Ben otobüsleri bazen tehlikeli bulurum elimde okuyacak bir kitabım yoksa. Binbir düşünceye dalıp çıkmak her ne kadar zevkli olsa da, o sabah biraz huysuz uyanmışsam, düşüncelerim istemediğim sokaklarda dolaşmaya başlıyor çünkü. İşte ben, otobüsten inen insanlara bakıp onların hayatları hakkında fikir yürütmeye çalıştığım anda, bu eflatun mantolu kız çarptı gözüme. Onun hayatı hakkında fikir yürütmeye çalışmadım da acaba tıp doktoru mu olsaydım diye düşündüm. Sonra dedim ki ben sürekli hasta insanlarla çalışırsam mutlu olamam. O zaman avukat olmalıydım dedim. Bu arada hemen ufak bir parantez açıp Amerika'da tıp ve hukuğun lisans derecesi olmadığını belirtmem gerekiyor. Tıp okumak için de hukuk okumak için de dört yıllık bir üniversite bitirmek gerekiyor. Asıl demek istediğim, ben bugün karar versem ben avukat olmak istiyorum diye, sınava hazırlanıp hukuk okullarına başvurabilirim. Ortalamanın üstünde bir okula da girebileceğimi düşünüyorum. Kapatalım parantezi burada. Lisedeyken babam hukuk okumamı isterdi. Üniversite sınavında aldığım puanla girebilirdim bir hukuk fakültesine; ama ben hukuk lafının h'sinden haz etmediğim için hiç "Acaba?" diye bile düşünmedim. Peki şimdi ne oldu da aklımdan bin bir çeşit farklı kariyer planı geçiyor? Bu ülkede avukatlar çok iyi para kazanıyorlar. İşin bu yönü cazip gelmiyor değil; ama insan sırf iyi para kazandırıyor diye sevmediği bir işi yapmamalı. Sonra diyorum ki acaba edebiyat mı okusaydım. Sonra kendime kızıyorum, üniversitede hiç politika dersi almadığım için.
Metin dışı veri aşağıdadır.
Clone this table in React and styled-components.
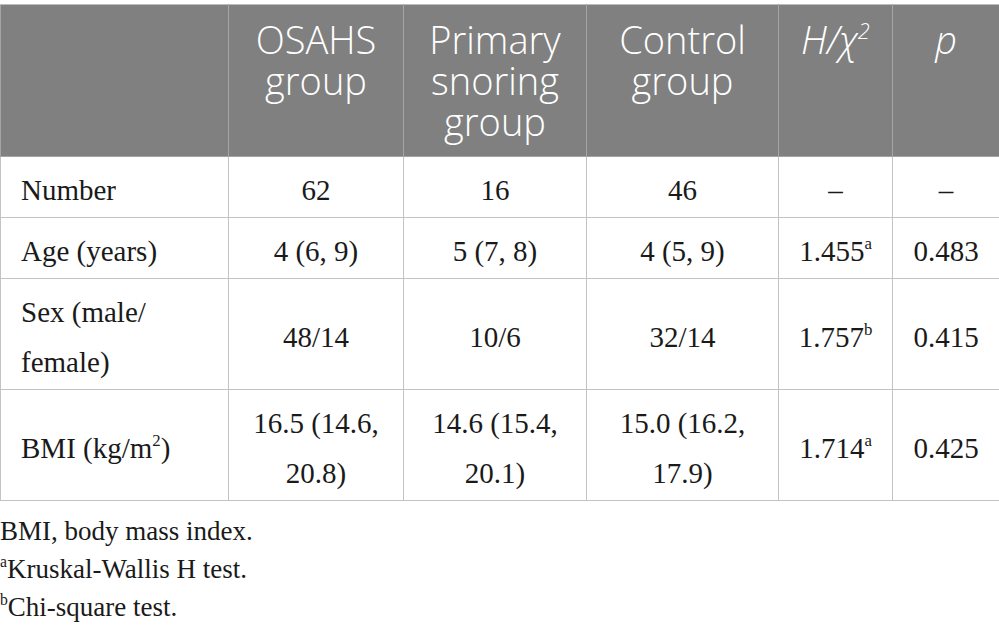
import React from "react";
import styled, { createGlobalStyle } from "styled-components";

const Global = createGlobalStyle`
  html, body { margin: 0; padding: 0; background: #ffffff; }
  body { width: 999px; overflow: hidden; }
`;

const Page = styled.div`
  padding-top: 4px;
  width: 999px;
`;

const Table = styled.table`
  border-collapse: collapse;
  table-layout: fixed;
  width: 999px;
  font-family: "Liberation Serif", "Times New Roman", serif;
  color: #1a1a1a;
`;

const HeadCell = styled.th`
  background: #7f807f;
  color: #ffffff;
  font-family: "Open Sans", "Noto Sans", sans-serif;
  font-weight: 300;
  font-size: 38px;
  line-height: 41px;
  text-align: center;
  vertical-align: top;
  padding: 14px 8px 14px;
  border: 1px solid #a3a4a3;
  border-top-color: #bdbdbd;
`;

const Cell = styled.td`
  font-size: 29px;
  line-height: 50px;
  padding: 8px ${(p) => (p.$label ? "20px" : "6px")} 2px;
  text-align: ${(p) => (p.$label ? "left" : "center")};
  vertical-align: middle;
  border: 1px solid #c3c3c3;
`;

const Sup = styled.sup`
  font-size: 0.58em;
  line-height: 0;
  vertical-align: baseline;
  position: relative;
  top: -0.7em;
`;

const Notes = styled.div`
  margin-top: 11px;
  font-family: "Liberation Serif", "Times New Roman", serif;
  font-size: 27px;
  line-height: 38px;
  color: #1a1a1a;
`;

const Note = styled.div``;

const cols = [228, 175, 183, 192, 114, 107];

const rows = [
  { label: "Number", vals: ["62", "16", "46", "–", "–"] },
  { label: "Age (years)", vals: ["4 (6, 9)", "5 (7, 8)", "4 (5, 9)", ["1.455", "a"], "0.483"] },
  { label: "Sex (male/ female)", vals: ["48/14", "10/6", "32/14", ["1.757", "b"], "0.415"] },
  {
    label: (
      <>
        BMI (kg/m<Sup>2</Sup>)
      </>
    ),
    vals: ["16.5 (14.6, 20.8)", "14.6 (15.4, 20.1)", "15.0 (16.2, 17.9)", ["1.714", "a"], "0.425"],
  },
];

export default function App() {
  return (
    <Page>
      <Global />
      <Table>
        <colgroup>
          {cols.map((w, i) => (
            <col key={i} style={{ width: w }} />
          ))}
        </colgroup>
        <thead>
          <tr>
            <HeadCell />
            <HeadCell>OSAHS group</HeadCell>
            <HeadCell>Primary snoring group</HeadCell>
            <HeadCell>Control group</HeadCell>
            <HeadCell>
              <i>
                H/χ<Sup>2</Sup>
              </i>
            </HeadCell>
            <HeadCell>
              <i>p</i>
            </HeadCell>
          </tr>
        </thead>
        <tbody>
          {rows.map((r, i) => (
            <tr key={i}>
              <Cell $label>{r.label}</Cell>
              {r.vals.map((v, j) => (
                <Cell key={j}>
                  {Array.isArray(v) ? (
                    <>
                      {v[0]}
                      <Sup>{v[1]}</Sup>
                    </>
                  ) : (
                    v
                  )}
                </Cell>
              ))}
            </tr>
          ))}
        </tbody>
      </Table>
      <Notes>
        <Note>BMI, body mass index.</Note>
        <Note>
          <Sup>a</Sup>Kruskal-Wallis H test.
        </Note>
        <Note>
          <Sup>b</Sup>Chi-square test.
        </Note>
      </Notes>
    </Page>
  );
}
Hemen hemen her yüksek eğitim gerektirecek mesleği aklımdan geçirirken birden Mikelanjelo'yu düşündüm; hem ressam, hem heykeltraş, hem mühendis, hem mimar. Hepsini birden istiyorum ben de. Yazar olmak istiyorum, ameliyatlara girmek istiyorum, avukat olmak istiyorum, edebiyat profesörü olmak istiyorum, bilim kadını olmak istiyorum (bunu az buz da olsa elde etmiş sayılırım), politika ve tarih mastırı yapmak istiyorum, resim yapmak istiyorum (hiç yetenekli değilim), müzisyen olmak sitiyorum, şef (aşçı olanından bahsediyorum) olmak istiyorum, kendi işimi kurmak istiyorum...

İşte bu sabah bütün bunları kendime yakıştırdım, sonra da hüzünlendim. Eminim profesyonel olarak olmasa da bu saydıklarımın hepsini yapmış ya da yapabilen insanlar vardır. Sayıları azdır; ama vardır. Bu ülke böyle bir ülke. Ellerine kelepçe vurup, sen ancak ve ancak mühendis olabilirsin, sen ancak tıp okuyabilirsin demiyorlar. İsteyen istediğini oluyor olabildiğince şanssız, sağlıksız ve fakir değillerse.

Böyle bir yerde olup, elimde seçeneklerim olunca ben de istiyorum. Hepsini istiyorum!